Но следует помнить, что во время кончины царевича, в 1591 году, Годунов еще не мог рассчитывать на бездетность царя Федора Ивановича. Вскоре по смерти Дмитрия у царя родилась дочь, царевна Феодосия, и прожила полтора года. Только после ее кончины (1594) здоровье царя Федора стало заметно слабеть и он умер 6 января 1598 года, без потомства, оставив «на всех своих государствах» свою жену, царицу Ирину. Если бы царица пожелала остаться на престоле, она могла бы царствовать до своей кончины. Но она ушла в подмосковный Девичий монастырь, постриглась в инокини (с именем Александры) и отказалась от государственных дел. Так прекратилась на Москве династия Ивана Калиты, и москвичам надлежало избрать себе нового государя.

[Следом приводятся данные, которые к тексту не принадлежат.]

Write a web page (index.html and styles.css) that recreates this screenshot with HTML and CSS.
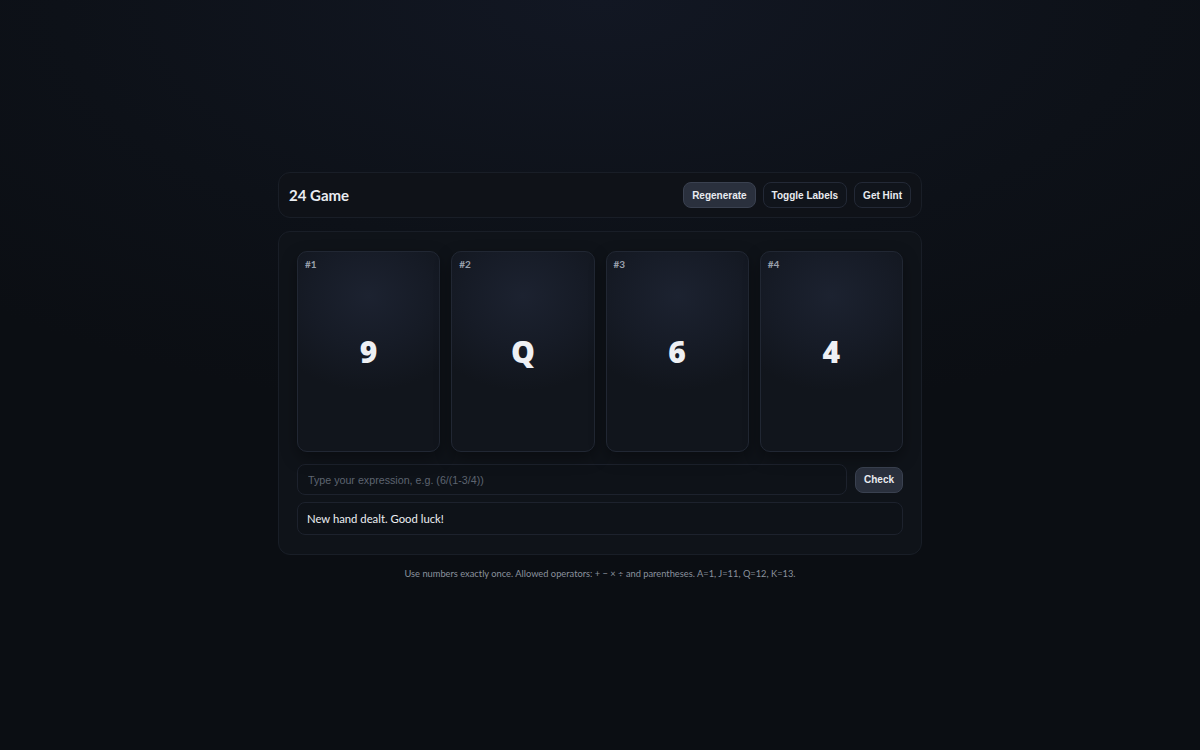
FILE: index.html
```html
<!DOCTYPE html>
<html lang="en">
<head>
<meta charset="utf-8">
<title>24 Game</title>
<link rel="stylesheet" href="styles.css">
</head>
<body>
<div class="app">
  <header class="topbar">
    <h1 class="title">24 Game</h1>
    <div class="actions">
      <button class="btn btn-active">Regenerate</button>
      <button class="btn">Toggle Labels</button>
      <button class="btn">Get Hint</button>
    </div>
  </header>
  <main class="board">
    <div class="cards">
      <div class="card"><span class="label">#1</span><span class="rank">9</span></div>
      <div class="card"><span class="label">#2</span><span class="rank">Q</span></div>
      <div class="card"><span class="label">#3</span><span class="rank">6</span></div>
      <div class="card"><span class="label">#4</span><span class="rank">4</span></div>
    </div>
    <div class="entry">
      <input class="expr" type="text" placeholder="Type your expression, e.g. (6/(1-3/4))">
      <button class="btn btn-active btn-check">Check</button>
    </div>
    <div class="status">New hand dealt. Good luck!</div>
  </main>
  <p class="rules">Use numbers exactly once. Allowed operators: + − × ÷ and parentheses. A=1, J=11, Q=12, K=13.</p>
</div>
</body>
</html>
```
FILE: styles.css
```css
* { box-sizing: border-box; }
html, body { height: 100%; }
body {
  margin: 0;
  background: radial-gradient(ellipse 900px 420px at 50% 0%, #121723 0%, #0d1118 60%, #0b0e13 100%);
  background-color: #0b0e13;
  font-family: Lato, "Open Sans", sans-serif;
  color: #e6e9ef;
}
.app {
  width: 644px;
  margin: 0 auto;
  padding-top: 172px;
}
.topbar {
  display: flex;
  align-items: center;
  justify-content: space-between;
  height: 46px;
  padding: 0 10px;
  background: #0f1218;
  border: 1px solid #191e27;
  border-radius: 12px;
}
.title {
  margin: 0;
  font-size: 15px;
  font-weight: 700;
  color: #e9ecf1;
}
.actions { display: flex; gap: 7px; }
.btn {
  height: 26px;
  padding: 0 8px;
  font-family: "Liberation Sans", Arial, sans-serif;
  font-size: 10px;
  font-weight: 700;
  color: #e8ebf0;
  background: #10141b;
  border: 1px solid #232936;
  border-radius: 8px;
}
.btn-active {
  background: #2a303d;
  border-color: #3a4150;
}
.board {
  margin-top: 13px;
  padding: 19px 18px 19px 18px;
  background: #0f1319;
  border: 1px solid #191e27;
  border-radius: 12px;
}
.cards {
  display: grid;
  grid-template-columns: repeat(4, 1fr);
  gap: 11px;
}
.card {
  position: relative;
  height: 201px;
  display: flex;
  align-items: center;
  justify-content: center;
  background: radial-gradient(ellipse 110px 95px at 50% 22%, #1c2230 0%, #161b26 55%, #11151c 100%);
  border: 1px solid #212733;
  border-radius: 10px;
  box-shadow: 0 6px 16px rgba(0,0,0,0.35);
}
.label {
  position: absolute;
  top: 6px;
  left: 7px;
  font-size: 10px;
  font-weight: 700;
  color: #9aa1ad;
}
.rank {
  font-family: "Open Sans", Lato, sans-serif;
  font-size: 30px;
  font-weight: 800;
  color: #eef0f4;
}
.entry {
  display: flex;
  align-items: center;
  gap: 8px;
  margin-top: 12px;
}
.expr {
  flex: 1;
  height: 31px;
  padding: 0 10px;
  font-family: "Liberation Sans", Arial, sans-serif;
  font-size: 10.7px;
  color: #e6e9ef;
  background: #0e1218;
  border: 1px solid #1d222d;
  border-radius: 8px;
  outline: none;
}
.expr::placeholder { color: #5d6470; }
.btn-check { height: 26px; padding: 0 8px; }
.status {
  margin-top: 7px;
  height: 33px;
  display: flex;
  align-items: center;
  padding: 0 9px;
  font-size: 11.3px;
  color: #eceef2;
  background: #0e1218;
  border: 1px solid #1d222d;
  border-radius: 8px;
}
.rules {
  margin: 13px 0 0;
  text-align: center;
  font-size: 9.3px;
  color: #8a919d;
}
```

§ 66. Воцарение Бориса Федоровича Годунова. Патриарх Иов, оставшийся «начальным человеком» на Москве в безгосударное время, собрал в своих палатах земский собор для избрания государя. На этом соборе участвовал совет патриарха («освященный собор»), боярская дума и представители служилых людей и торгово-промышленного населения Москвы. Изо всех московских князей и бояр два лица казались наиболее вероятными кандидатами на престол. Это были, во‑первых, правитель государства и царский шурин, Борис Федорович Годунов, и, во‑вторых, двоюродный брат царя Федора, племянник царицы Анастасии Романовны, старший из сыновей Никиты Романовича, Федор Никитич Романов. Патриарх был на стороне Годунова и предложил собору избрать именно его. Собор согласился и единогласно (в феврале 1598 года) предложил престол Борису. Но Борис, бывший в то время у своей сестры в Девичьем монастыре, решительно отказался. Необходимы были особенные меры, чтобы понудить его послушаться: был составлен крестный ход в Девичий монастырь, и патриарх объявил Борису, что в случае его дальнейшего упорства духовенство затворит все церкви и прекратит богослужение. Тогда только Борис согласился, а его сестра, бывшая царица, благословила брата на царство. Хотя таким образом избрание Бориса было всенародным и вполне законным, однако шла молва, будто он тайно прибегал к подкупам и угрозам, чтобы обеспечить себе престол. Но вместе с тем современники говорили, что Бориса избирали не только из боязни, но видя его «разум и правосудие», зная его «крепкое правление», то есть оценив его способности и заслуги.
Борис венчался на царство только 1 сентября 1598 года – лишь тогда, когда убедился в прочности народного избрания. С такою же осторожностью он держал себя и в дальнейшее время. Боясь покушений на свою власть, он воспользовался первыми предлогами для того, чтобы устранить подозрительных для него бояр. В 1600–1601 годах Борис, воспользовавшись каким‑то доносом, отдал всех Романовых под суд по обвинению в злоумышлениях на государя. Романовы (пять братьев) были сосланы на далекий север, а старший из них, Федор, и его жена были, сверх того, пострижены в монашество (он с именем Филарета, она с именем Марфы) и посланы в глухие северные монастыри под строгий надзор. Знатнейших княжат Шуйских (из Рюриковичей) и Голицыных (из Гедиминовичей) Борис держал далеко от Москвы на воеводствах, как бы в постоянном подозрении и под страхом доносов, которые при Борисе были вообще в ходу. Немудрено, что боярство не любило Годунова и считало Бориса прямым продолжателем Грозного с его опричниною и гонением на знать.